The OWASP CICD Top 10 to STRIDE primary table:

OWASP STRIDE primary STRIDE secondary
CICD-SEC-1 Insufficient Flow Control T E
CICD-SEC-2 Inadequate IAM S E
CICD-SEC-3 Dependency Chain Abuse T
CICD-SEC-4 Poisoned Pipeline Execution T E
CICD-SEC-5 Insufficient PBAC E
CICD-SEC-6 Credential Hygiene I S
CICD-SEC-7 Insecure System Config E D
CICD-SEC-8 Ungoverned 3rd-Party T E
CICD-SEC-9 Improper Artifact Integrity T
CICD-SEC-10 Insufficient Logging R

CWE refinements that prepend to the head:

CWE Promotes to Why
CWE-200 I generic info exposure
CWE-522 I insufficiently protected creds
CWE-552 I files / dirs accessible externally
CWE-798 I hardcoded credentials
CWE-287 S improper authentication
CWE-290 S auth bypass by spoofing
CWE-345 T integrity check missing
CWE-78 T OS command injection
CWE-77 T generic command injection
CWE-494 T download of code without integrity
CWE-829 T functionality from untrusted sphere
CWE-1357 T reliance on uncontrolled component
CWE-400 D uncontrolled resource consumption
CWE-770 D alloc without limits
CWE-269 E improper privilege management
CWE-250 E execution with unnecessary privilege
CWE-778 R insufficient logging

Findings with no OWASP and no CWE tags default to Tampering, the most common CI/CD failure mode.

Use cases

  • SOC 2 / PCI evidence package: attach threatmodel.md next to the scan JSON. Auditors get a STRIDE-shaped narrative they can read directly; engineers get the JSON for tooling.
  • Architecture review: paste into a Confluence / Notion page as a starting draft.

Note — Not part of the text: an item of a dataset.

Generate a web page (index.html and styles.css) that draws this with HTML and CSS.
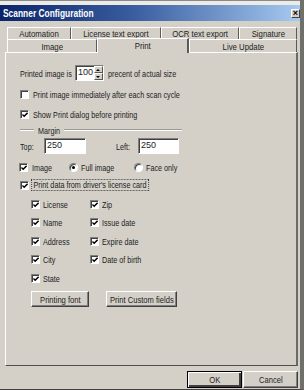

The Assets and trust-boundary sections give reviewers a concrete map of what's in scope.
  • Quarterly posture review: regenerate against the latest scan, diff against the prior quarter to see which STRIDE buckets gained / lost open risks.

Why no rule changes

The reporter never mutates the rule registry. STRIDE classification is a pure function of each finding's existing OWASP and CWE tags, evaluated at report time. The two policy tables (_OWASP_TO_STRIDE and _CWE_PREPEND in pipeline_check/core/threatmodel_reporter.py) are the single point where the policy lives, so re-policing for a different STRIDE flavor (LINDDUN, PASTA categories) is one table swap, not a rule-by-rule re-tag.